Relative Strength Index (RSI) - This indicator compares the number of days a stock finishes up with the number of days it finishes down. It is calculated for a certain time span - usually between 9 and 15 days. The average number of up days is divided by the average number of down days. This number is added to one and the result is used to divide 100. This number is subtracted from 100. The RSI has a range between 0 and 100. A RSI of 70 or above can indicate a stock which is overbought and due for a fall in price. When the RSI falls below 30 the stock may be oversold and is a good time to buy. These numbers are not absolute - they can vary depending on whether the market is bullish or bearish. RSI charted over longer periods tend to show less extremes of movement. Looking at historical charts over a period of a year or so can give a good indicator of how a stock price moves in relation to its RSI.

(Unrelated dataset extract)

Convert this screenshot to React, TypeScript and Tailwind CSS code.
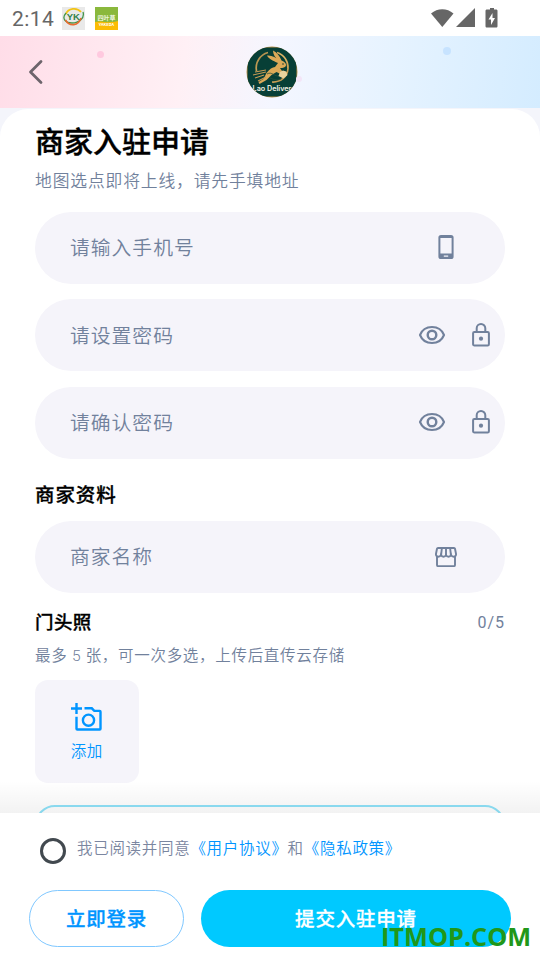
import type { ReactNode } from "react";

function PhoneIcon() {
  return (
    <svg width="16" height="24" viewBox="0 0 16 24" fill="none">
      <path d="M3 0h10a2.6 2.6 0 0 1 2.6 2.6v18.8A2.6 2.6 0 0 1 13 24H3a2.6 2.6 0 0 1-2.6-2.6V2.6A2.6 2.6 0 0 1 3 0Zm-.6 3v15.6h11.2V3H2.4Zm3.4 17.4v1.4h4.4v-1.4H5.8Z" fill="#71819c" fillRule="evenodd" />
    </svg>
  );
}

function EyeIcon() {
  return (
    <svg width="28" height="20" viewBox="0 0 28 20" fill="none" stroke="#71819c" strokeWidth="2.100">
      <path d="M2 10C4 5 8.500 2 14 2s10 3 12 8c-2 5-6.500 8-12 8S4 15 2 10Z" strokeLinejoin="round" />
      <circle cx="14" cy="10" r="4.300" strokeWidth="2.400" />
    </svg>
  );
}

function LockIcon() {
  return (
    <svg width="18" height="24" viewBox="0 0 18 24" fill="none" stroke="#71819c" strokeWidth="2">
      <rect x="1.100" y="9" width="15.800" height="13.500" rx="1.300" />
      <path d="M4.700 9V5.300a4.300 4.300 0 0 1 8.600 0V9" />
      <circle cx="9" cy="15.700" r="2.100" fill="#71819c" stroke="none" />
    </svg>
  );
}

function StoreIcon() {
  return (
    <svg width="22" height="20" viewBox="0 0 22 20" fill="none" stroke="#71819c" strokeWidth="1.900">
      <path d="M3 1h16c.6 0 .9.300 1 .8l1 5c.3 1.700-.8 2.900-2.300 2.900-1.300 0-2.200-.7-2.700-1.900-.4 1.200-1.300 1.900-2.500 1.900S11.400 9 11 8.100c-.4.900-1.300 1.600-2.500 1.600S6.400 9 6 7.800c-.5 1.200-1.400 1.900-2.700 1.900C1.800 9.700.7 8.500 1 6.800l1-5c.1-.5.4-.8 1-.8Z" />
      <path d="m6.900 1-.8 6.800M11 1v7.100M15.100 1l.8 6.800M2 9.300v8.600c0 .8.400 1.200 1.200 1.200h15.600c.8 0 1.200-.4 1.200-1.200V9.300" />
    </svg>
  );
}

function AddPhotoIcon() {
  return (
    <svg width="31" height="28" viewBox="0 0 31 28" fill="none" stroke="#0095ff" strokeWidth="2.400" className="-ml-px">
      <path d="M5.500 0v11M0 5.500h11M13.500 5.300h7.300l2.500 2.600h5.400c.5 0 .8.300.8.800v17c0 .5-.3.800-.8.800H6.300c-.5 0-.8-.3-.8-.8V13.800" />
      <circle cx="17.500" cy="17.200" r="5.600" />
    </svg>
  );
}

function RabbitLogo() {
  return (
    <svg width="52" height="52" viewBox="0 0 52 52" className="ml-[3px]">
      <defs>
        <clipPath id="badge">
          <circle cx="26" cy="26" r="25.500" />
        </clipPath>
        <linearGradient id="gold" x1="0" y1="0" x2="1" y2="1">
          <stop offset="0" stopColor="#a18243" />
          <stop offset=".5" stopColor="#e0b767" />
          <stop offset="1" stopColor="#b58b45" />
        </linearGradient>
      </defs>
      <g clipPath="url(#badge)">
        <rect width="52" height="52" fill="#b98e45" />
        <rect x="1.500" y="1.500" width="49" height="49" rx="8" fill="#073f36" />
        <path d="M10.500 25A16 16 0 0 1 22 6.500M31 6.500c7 2 11.500 9 11 16-.5 8-7 14-16 13.500" fill="none" stroke="url(#gold)" strokeWidth="1.700" />
        <path d="M32 17C27 15 22 12 21 9.500c5-.5 9 2 12 5-4-3-6-6-6-10 4 2 7 6 8.500 10 3 1 5 3 4.500 5-.5 2-3 2.500-6 2.500l2 3 5 1-.5 3-6-1-4-2-5 3-5 5-7 4-1-2 5-3 3-6c3-4 6-6 8.500-6Z" fill="#dca957" />
        <path d="m9 26 11-2M7 29l13-3M9 32l9-3M12 35l8-4" fill="none" stroke="#c79b54" strokeWidth="1.100" />
        <path d="M21 28c5-3 7 3 13 2M24 32c3 1 6 3 11 1" fill="none" stroke="#28513c" strokeWidth=".8" />
        <path d="m34 26 3-1.500 3 1 1.500 3.500-4 3.500-5-2.500Z" fill="#e9d49d" />
        <circle cx="37" cy="18" r=".8" fill="#153d32" />
        <text x="26" y="44.500" textAnchor="middle" fill="#f3f3e6" className="font-['Inter'] text-[7.200px] font-semibold">Lao Deliver</text>
      </g>
    </svg>
  );
}

function StatusBar() {
  return (
    <div className="flex h-9 shrink-0 items-center bg-white pl-3 pr-[42px]">
      <span className="w-[50px] pt-0.5 font-['Roboto'] text-[21px] leading-none tracking-[0.4px] text-[#666]">2:14</span>
      <svg width="23" height="23" viewBox="0 0 23 23" className="mt-px">
        <rect width="23" height="23" fill="#e9e9e9" />
        <path d="M4 7C6 1 15 0 19 5" fill="none" stroke="#f2c316" strokeWidth="1.800" />
        <path d="M4 6c-5 6 0 10 6 10 7 0 13-5 11-11" fill="none" stroke="#44964a" strokeWidth="1.300" />
        <path d="M3.500 13c4 7 13 6 15.500-2" fill="none" stroke="#e96a30" strokeWidth="1.600" />
        <text x="11.300" y="13" textAnchor="middle" fill="#328149" className="font-['Liberation_Sans'] text-[9.500px] font-bold">YK</text>
      </svg>
      <svg width="23" height="23" viewBox="0 0 23 23" className="ml-2.5 mt-px">
        <rect width="23" height="23" fill="#8ab83c" />
        <path d="M0 15c6-2 12 2 23-1v9H0Z" fill="#fbbc05" />
        <text x="11.500" y="12.500" textAnchor="middle" fill="#fff" className="font-['Noto_Sans_CJK_SC'] text-[6px] font-medium">四叶草</text>
        <text x="11.500" y="19" textAnchor="middle" fill="#fff" className="font-['Noto_Sans_CJK_SC'] text-[4px] font-bold">YAKEDA</text>
      </svg>
      <svg width="67" height="20" viewBox="0 0 67 20" className="ml-auto" fill="#666">
        <path d="M0 5.500C6.500-.3 16-.3 22.500 5.500L11.300 19Z" />
        <path d="M44 0v19H25Z" />
        <path d="M59 0h4v1.500h2c1 0 1.500.5 1.500 1.500v15c0 1-.5 1.500-1.500 1.500h-9c-1 0-1.500-.5-1.500-1.500V3c0-1 .5-1.500 1.500-1.500h3Z" />
        <path d="M61.500 5v5H64l-4 7v-5.500h-2.500Z" fill="#fff" />
      </svg>
    </div>
  );
}

function Field({ label, children }: { label: string; children: ReactNode }) {
  return (
    <div className="flex h-[72px] items-center justify-between rounded-full bg-[#f5f4fa] pl-[35px]">
      <span className="pt-[3px] text-[19.8px] font-[350] tracking-[1px] text-[#71819c]">{label}</span>
      {children}
    </div>
  );
}

function PasswordField({ label }: { label: string }) {
  return (
    <Field label={label}>
      <div className="flex items-center gap-[26px] pb-px pr-[15px]">
        <EyeIcon />
        <LockIcon />
      </div>
    </Field>
  );
}

export default function App() {
  return (
    <div className="flex h-[960px] w-[540px] flex-col overflow-hidden bg-[#f4f5fb] font-['Roboto','Noto_Sans_CJK_SC',sans-serif]">
      <StatusBar />
      <header className="relative flex h-[72px] shrink-0 items-center justify-center bg-[linear-gradient(98deg,#ffdde8_0%,#fff0f5_34%,#f4f6ff_51%,#e6f3ff_72%,#d4ecff_100%)]">
        <span className="absolute left-[97px] top-[15px] size-[7px] rounded-full bg-[#ffc9df]" />
        <span className="absolute left-[443px] top-[11px] size-2 rounded-full bg-[#c7e3ff]" />
        <span className="absolute left-[296px] top-10 size-[6px] rounded-full bg-[#f3e5f7]" />
        <svg width="16" height="26" viewBox="0 0 16 26" className="absolute left-7 top-[23px]" fill="none" stroke="#6d646b" strokeWidth="2.800" strokeLinecap="round" strokeLinejoin="round">
          <path d="M13 2.500 2.500 13 13 23.500" />
        </svg>
        <RabbitLogo />
      </header>

      <main className="mt-px min-h-0 flex-1 overflow-hidden rounded-t-[28px] bg-white px-[35px]">
        <h1 className="mt-[13px] text-[29px] font-medium leading-[42px] text-black [-webkit-text-stroke:0.4px_black]">商家入驻申请</h1>
        <p className="mt-[5px] text-[16.8px] font-[350] leading-6 tracking-[0.85px] text-[#71819c]">地图选点即将上线，请先手填地址</p>

        <div className="mt-[18.600px] flex flex-col gap-[15.500px]">
          <Field label="请输入手机号">
            <div className="pb-0.5 pr-[51px]">
              <PhoneIcon />
            </div>
          </Field>
          <PasswordField label="请设置密码" />
          <PasswordField label="请确认密码" />
        </div>

        <h2 className="mb-[9.600px] mt-[22.400px] text-[19.500px] font-medium leading-[30px] tracking-[0.9px] text-black [-webkit-text-stroke:0.3px_black]">商家资料</h2>
        <Field label="商家名称">
          <div className="pr-[48px]">
            <StoreIcon />
          </div>
        </Field>

        <div className="mt-4 flex items-center justify-between leading-7">
          <h3 className="text-[18.500px] font-medium tracking-[0.4px] text-black [-webkit-text-stroke:0.3px_black]">门头照</h3>
          <span className="text-base tracking-[1px] text-[#71819c]">0/5</span>
        </div>
        <p className="mt-[7px] text-[15.500px] font-[350] leading-6 tracking-[0.7px] text-[#71819c]">最多 5 张，可一次多选，上传后直传云存储</p>
        <div className="mt-3 flex size-[103.500px] flex-col items-center rounded-[13px] bg-[#f5f4fa] pt-[23.500px] text-[#0095ff]">
          <AddPhotoIcon />
          <span className="mt-[8.500px] text-[15.500px] font-[350] leading-6 tracking-[0.4px]">添加</span>
        </div>
        <div className="mt-[22px] h-16 rounded-[20px] border-2 border-[#8fe2f8]" />
      </main>

      <footer className="relative h-[147px] shrink-0 bg-white px-7">
        <div className="absolute inset-x-0 -top-8 h-8 bg-linear-to-b from-transparent to-black/5" />
        <div className="flex items-start gap-3 pl-3 pt-[24px]">
          <span className="mt-px size-[26px] rounded-full border-[3px] border-[#42494f]" />
          <p className="-ml-px text-[15.500px] font-[350] leading-6 tracking-[0.7px] text-[#7b86a0]">
            我已阅读并同意<span className="text-[#0095ff]">《用户协议》</span>和<span className="text-[#0095ff]">《隐私政策》</span>
          </p>
        </div>
        <div className="mt-[26px] flex gap-[17px] pl-px text-[19.500px] font-medium tracking-[0.8px] [-webkit-text-stroke:0.3px]">
          <button className="h-[57px] w-[155px] rounded-full border-[1.500px] border-[#80c8ff] pt-[3px] text-[#0095ff]">立即登录</button>
          <button className="h-[57px] w-[310px] rounded-full bg-[#00c9ff] pt-[3px] text-white">提交入驻申请</button>
        </div>
        <span className="absolute left-[381px] top-[106px] font-['Open_Sans'] text-[25.300px] font-bold leading-[34px] text-[#219719]">ITMOP.COM</span>
      </footer>
    </div>
  );
}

Money Flow Index (MFI) - The RSI is calculated by following stock prices, but the Money Flow Index (MFI) takes into account the number of shares traded as well as the price. The range is from 0 to 100 and just like the RSI, an MFI of 70 is an indicator to sell and an MFI of 30 is an indicator to buy. Also like the RSI, when charted over longer periods of time the MFI can be more accurate as an indicator.
Bollinger Bands - This indicator is plotted as a grouping of 3 lines. The upper and lower lines are plotted according to market volatility. When the market is volatile the space between these lines widens and during times of less volatility the lines come closer together. The middle line is the simple moving average between the two outer lines (bands). As prices move closer to the lower band the stronger the indication is that the stock is oversold - the price should soon rise. As prices rise to the higher band the stock becomes more overbought meaning prices should fall. Bollinger bands are often used by investors to confirm other indicators. The wise technical analyst will always use a number of indicators before making a decision to trade a particular stock.